The title The Cloud of Unknowing is lifted from an anonymous 14th century text that articulated a mystical view of Christianity which asserts that God can be better met through a continuum of experience and love than through absolute knowledge. Fittingly, the five pieces here capitalize on dramatic push and pull, alternately joyous and foreboding 12-string figures that are constantly reabsorbed into a web of sheer movement and energy. Despite his age, Blackshaw accomplishes this through profound musical erudition: Closer "Stained Glass Windows" nods to microtonality, climbing up and down an arch in the tiniest intervals, much like Rhys Chatham's gorgeous, glacial work with 400 electric guitars on A Crimson Grail. During "The Mirror Speaks", disparate melodies collide, interlock and crisscross, bending and pushing one another up or down. In his final years, Claude Debussy could pin such lines against one another with a piano in much the same way, but Blackshaw is an Englishman born nearly a decade after Bert Jansch left Pentangle and thriving in a time during which folk has found renewed currency. So here, he assimilates those past masters and, prospering from what he's learned from them, laces one technique to another.
Part of Blackshaw's success stems from his confidence. He's a beneficent host to one of the few non-technical ideals that united the great early minimalists: He fully inhabits an idea, allows it to build, and expires only when it is ready. The Cloud of Unknowing opens and closes with 11 and 15 minutes pieces, yet these long forms are as approachable as the best four-minute pop songs. Their complex frames bear lucid motifs through brisk movement, guiding the listener through thousands of notes from 10 fingers and 12 strings with purpose.

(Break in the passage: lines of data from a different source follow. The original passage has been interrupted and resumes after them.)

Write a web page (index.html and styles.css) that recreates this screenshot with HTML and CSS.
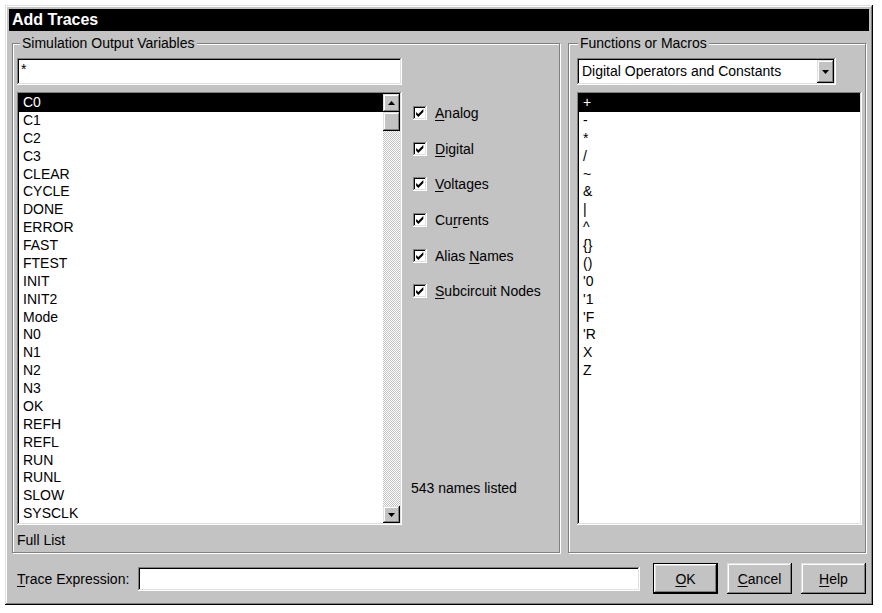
FILE: index.html
```html
<!DOCTYPE html>
<html lang="en">
<head>
    <meta charset="UTF-8">
    <meta name="viewport" content="width=device-width, initial-scale=1.0">
    <title>Add Traces</title>
    <link rel="stylesheet" href="styles.css">
</head>
<body>
    <div class="window">
        <div class="title-bar">Add Traces</div>
        <div class="dialog-body">
            <div class="group-row">
                <!-- Left group: output variables -->
                <div class="group group-vars">
                    <div class="group-title">Simulation Output Variables</div>
                    <div class="vars-body">
                        <div class="vars-col">
                            <div class="field filter-field">*</div>
                            <div class="listbox vars-list">
                                <div class="list-items">
                                    <div class="list-item selected">C0</div>
                                    <div class="list-item">C1</div>
                                    <div class="list-item">C2</div>
                                    <div class="list-item">C3</div>
                                    <div class="list-item">CLEAR</div>
                                    <div class="list-item">CYCLE</div>
                                    <div class="list-item">DONE</div>
                                    <div class="list-item">ERROR</div>
                                    <div class="list-item">FAST</div>
                                    <div class="list-item">FTEST</div>
                                    <div class="list-item">INIT</div>
                                    <div class="list-item">INIT2</div>
                                    <div class="list-item">Mode</div>
                                    <div class="list-item">N0</div>
                                    <div class="list-item">N1</div>
                                    <div class="list-item">N2</div>
                                    <div class="list-item">N3</div>
                                    <div class="list-item">OK</div>
                                    <div class="list-item">REFH</div>
                                    <div class="list-item">REFL</div>
                                    <div class="list-item">RUN</div>
                                    <div class="list-item">RUNL</div>
                                    <div class="list-item">SLOW</div>
                                    <div class="list-item">SYSCLK</div>
                                </div>
                                <div class="scrollbar">
                                    <div class="scroll-btn scroll-up">
                                        <svg width="7" height="4" viewBox="0 0 7 4"><polygon points="3.5,0 7,4 0,4" fill="#000"/></svg>
                                    </div>
                                    <div class="scroll-thumb"></div>
                                    <div class="scroll-track"></div>
                                    <div class="scroll-btn scroll-down">
                                        <svg width="7" height="4" viewBox="0 0 7 4"><polygon points="0,0 7,0 3.5,4" fill="#000"/></svg>
                                    </div>
                                </div>
                            </div>
                            <div class="list-status">Full List</div>
                        </div>
                        <div class="options-col">
                            <div class="check-row">
                                <span class="check-box"><svg width="10" height="10" viewBox="0 0 9 9"><polygon points="1,3.5 3,5.5 7.5,1 7.5,3.5 3,8 1,6" fill="#000"/></svg></span>
                                <span><u>A</u>nalog</span>
                            </div>
                            <div class="check-row">
                                <span class="check-box"><svg width="10" height="10" viewBox="0 0 9 9"><polygon points="1,3.5 3,5.5 7.5,1 7.5,3.5 3,8 1,6" fill="#000"/></svg></span>
                                <span><u>D</u>igital</span>
                            </div>
                            <div class="check-row">
                                <span class="check-box"><svg width="10" height="10" viewBox="0 0 9 9"><polygon points="1,3.5 3,5.5 7.5,1 7.5,3.5 3,8 1,6" fill="#000"/></svg></span>
                                <span><u>V</u>oltages</span>
                            </div>
                            <div class="check-row">
                                <span class="check-box"><svg width="10" height="10" viewBox="0 0 9 9"><polygon points="1,3.5 3,5.5 7.5,1 7.5,3.5 3,8 1,6" fill="#000"/></svg></span>
                                <span>Cu<u>r</u>rents</span>
                            </div>
                            <div class="check-row">
                                <span class="check-box"><svg width="10" height="10" viewBox="0 0 9 9"><polygon points="1,3.5 3,5.5 7.5,1 7.5,3.5 3,8 1,6" fill="#000"/></svg></span>
                                <span>Alias <u>N</u>ames</span>
                            </div>
                            <div class="check-row">
                                <span class="check-box"><svg width="10" height="10" viewBox="0 0 9 9"><polygon points="1,3.5 3,5.5 7.5,1 7.5,3.5 3,8 1,6" fill="#000"/></svg></span>
                                <span><u>S</u>ubcircuit Nodes</span>
                            </div>
                            <div class="names-count">543 names listed</div>
                        </div>
                    </div>
                </div>

                <!-- Right group: functions -->
                <div class="group group-funcs">
                    <div class="group-title">Functions or Macros</div>
                    <div class="combo">
                        <span class="combo-text">Digital Operators and Constants</span>
                        <span class="combo-btn">
                            <svg width="7" height="4" viewBox="0 0 7 4"><polygon points="0,0 7,0 3.5,4" fill="#000"/></svg>
                        </span>
                    </div>
                    <div class="listbox funcs-list">
                        <div class="list-items">
                            <div class="list-item selected">+</div>
                            <div class="list-item">-</div>
                            <div class="list-item">*</div>
                            <div class="list-item">/</div>
                            <div class="list-item">~</div>
                            <div class="list-item">&amp;</div>
                            <div class="list-item">|</div>
                            <div class="list-item">^</div>
                            <div class="list-item">{}</div>
                            <div class="list-item">()</div>
                            <div class="list-item">'0</div>
                            <div class="list-item">'1</div>
                            <div class="list-item">'F</div>
                            <div class="list-item">'R</div>
                            <div class="list-item">X</div>
                            <div class="list-item">Z</div>
                        </div>
                    </div>
                </div>
            </div>

            <div class="expr-row">
                <span class="expr-label"><u>T</u>race Expression:</span>
                <div class="field expr-field"></div>
                <div class="expr-buttons">
                    <button class="win-button default-button"><u>O</u>K</button>
                    <button class="win-button"><u>C</u>ancel</button>
                    <button class="win-button"><u>H</u>elp</button>
                </div>
            </div>
        </div>
    </div>
</body>
</html>
```

FILE: styles.css
```css
/* Base styles */
body {
    margin: 0;
    background: #fff;
    font-family: "Liberation Sans", Arial, sans-serif;
    font-size: 14px;
    color: #000;
}

u {
    text-underline-offset: 2px;
    text-decoration-thickness: 1px;
}

.window {
    width: 868px;
    height: 600px;
    margin: 5px;
    padding: 4px;
    box-sizing: border-box;
    background: #c3c3c3;
    box-shadow: inset -1px -1px #000, inset 1px 1px #dfdfdf,
                inset -2px -2px #808080, inset 2px 2px #fff;
}

.title-bar {
    height: 22px;
    line-height: 22px;
    padding-left: 3px;
    background: #000;
    color: #fff;
    font-size: 16px;
    font-weight: bold;
}

.dialog-body {
    padding: 12px 3px 0 3px;
}

.group-row {
    display: flex;
    gap: 8px;
}

/* Group boxes */
.group {
    height: 510px;
    box-sizing: border-box;
    border: 1px solid #808080;
    box-shadow: inset 1px 1px #fff, 1px 1px #fff;
}

.group-vars {
    width: 548px;
    padding: 0 4px;
}

.group-funcs {
    width: 298px;
    padding: 0 3px 0 8px;
}

.group-title {
    width: fit-content;
    margin-top: -9px;
    padding: 0 2px;
    line-height: 16px;
    background: #c3c3c3;
}

.group-vars .group-title {
    margin-left: 3px;
}

.group-funcs .group-title {
    margin-left: 1px;
}

/* Sunken fields */
.field,
.listbox,
.combo {
    box-sizing: border-box;
    background: #fff;
    box-shadow: inset -1px -1px #fff, inset 1px 1px #808080,
                inset -2px -2px #dfdfdf, inset 2px 2px #000;
}

.vars-body {
    display: flex;
    gap: 11px;
    margin-top: 7px;
}

.vars-col {
    width: 385px;
}

.filter-field {
    height: 27px;
    padding: 3px 4px;
    line-height: 16px;
}

.listbox {
    display: flex;
    height: 433px;
    margin-top: 7px;
    padding: 2px;
}

.list-items {
    flex: 1;
    overflow: hidden;
}

.list-item {
    height: 17.875px;
    line-height: 17.875px;
    padding-left: 4px;
    white-space: nowrap;
}

.list-item.selected {
    background: #000;
    color: #fff;
}

.list-status {
    margin-top: 7px;
    line-height: 16px;
}

/* Scrollbar */
.scrollbar {
    width: 17px;
    display: flex;
    flex-direction: column;
}

.scroll-btn,
.scroll-thumb,
.combo-btn,
.win-button {
    background: #c3c3c3;
    box-shadow: inset -1px -1px #000, inset 1px 1px #dfdfdf,
                inset -2px -2px #808080, inset 2px 2px #fff;
}

.scroll-btn {
    display: flex;
    align-items: center;
    justify-content: center;
    height: 18px;
}

.scroll-down {
    height: 17px;
}

.scroll-thumb {
    height: 19px;
}

.scroll-track {
    flex: 1;
    background: repeating-conic-gradient(#fff 0 25%, #c3c3c3 0 50%) 0 0 / 2px 2px;
}

/* Check options */
.options-col {
    flex: 1;
    display: flex;
    flex-direction: column;
    padding-top: 37px;
}

.check-row {
    display: flex;
    align-items: center;
    gap: 8px;
    height: 35.7px;
}

.check-box {
    display: flex;
    align-items: center;
    justify-content: center;
    width: 14px;
    height: 14px;
    background: #fff;
    box-shadow: inset -1px -1px #fff, inset 1px 1px #808080,
                inset -2px -2px #dfdfdf, inset 2px 2px #000;
}

.names-count {
    margin-top: auto;
    margin-bottom: 52px;
    margin-left: -2px;
    line-height: 16px;
}

/* Functions group */
.combo {
    display: flex;
    width: 259px;
    height: 27px;
    margin-top: 7px;
    padding: 2px;
}

.combo-text {
    flex: 1;
    padding-left: 3px;
    line-height: 23px;
}

.combo-btn {
    display: flex;
    align-items: center;
    justify-content: center;
    width: 17px;
}

/* Expression row */
.expr-row {
    display: flex;
    align-items: center;
    margin-top: 10px;
    padding-left: 5px;
}

.expr-label {
    width: 121px;
}

.expr-field {
    width: 502px;
    height: 24px;
    margin-right: 13px;
}

.expr-buttons {
    display: flex;
    gap: 9px;
}

.win-button {
    width: 65px;
    height: 31px;
    border: none;
    padding: 0;
    font-family: inherit;
    font-size: 14px;
    color: #000;
}

.default-button {
    box-shadow: inset -2px -2px #000, inset 1px 1px #000,
                inset 2px 2px #fff, inset -3px -3px #808080,
                inset 3px 3px #dfdfdf;
}
```
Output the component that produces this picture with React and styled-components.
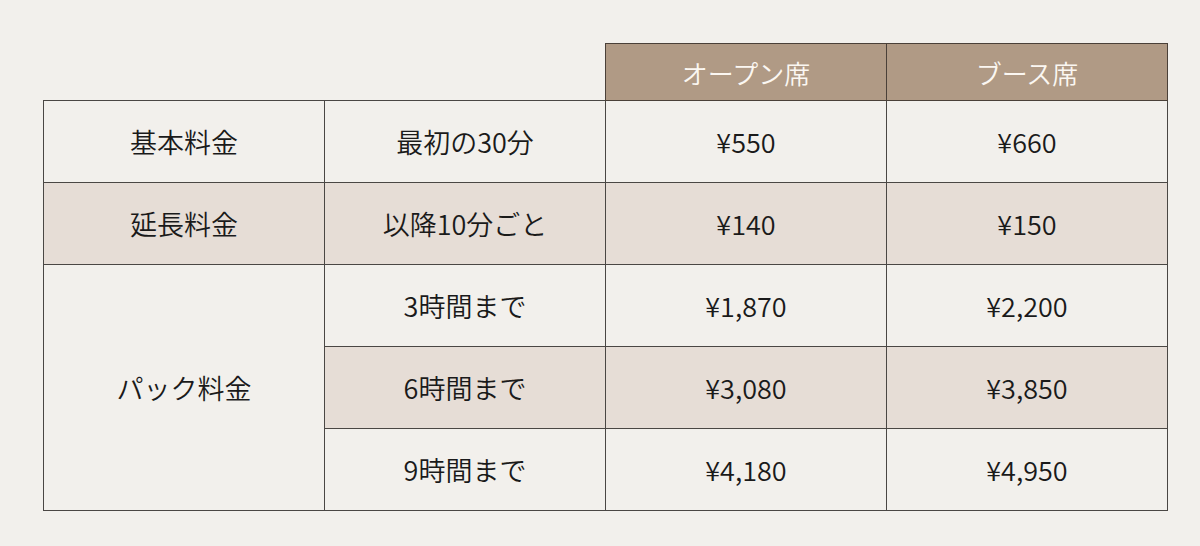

Such perfect commitment is new to this album. Earlier non-guitar excursions embedded in Blackshaw's work felt slightly apologetic or indecisive. An excessive tampoura-and-cymbala drone overran the best bits of last year's O True Believer, and a disc-closing track with heavy percussion and organ provided a simple, sour end. Blackshaw was tempering his extremist tendencies then. On The Cloud, though, Blackshaw seems fully settled, engaging his pieces and ideas with the unflinching belief of Tony Conrad in 1964 or Steve Reich in 1965. "Running to the Ghost" augments guitar with violin and glockenspiel, but those auxiliary parts are mere bells and strings highlighting how much sound Blackshaw can fit in one lithe motion. Indeed, it's his rumbling bass line (his tuning for this track starts in B) supporting a nimble, mid-range melody and the strings that weave between its notes. The glockenspiel teases from above. The only non-guitar piece is a wandering four-minute electronic token. It's long enough to serve as an intermission but short enough to feel more like a pause than a distraction.
And that's a good thing. On an album where movement, experience, and persistence mean everything, it's best to let Blackshaw's 12-string momentum have as much space as it wants. The Cloud of Unknowing carves out a new, peerless space altogether-- one that puts Blackshaw at the top of his class.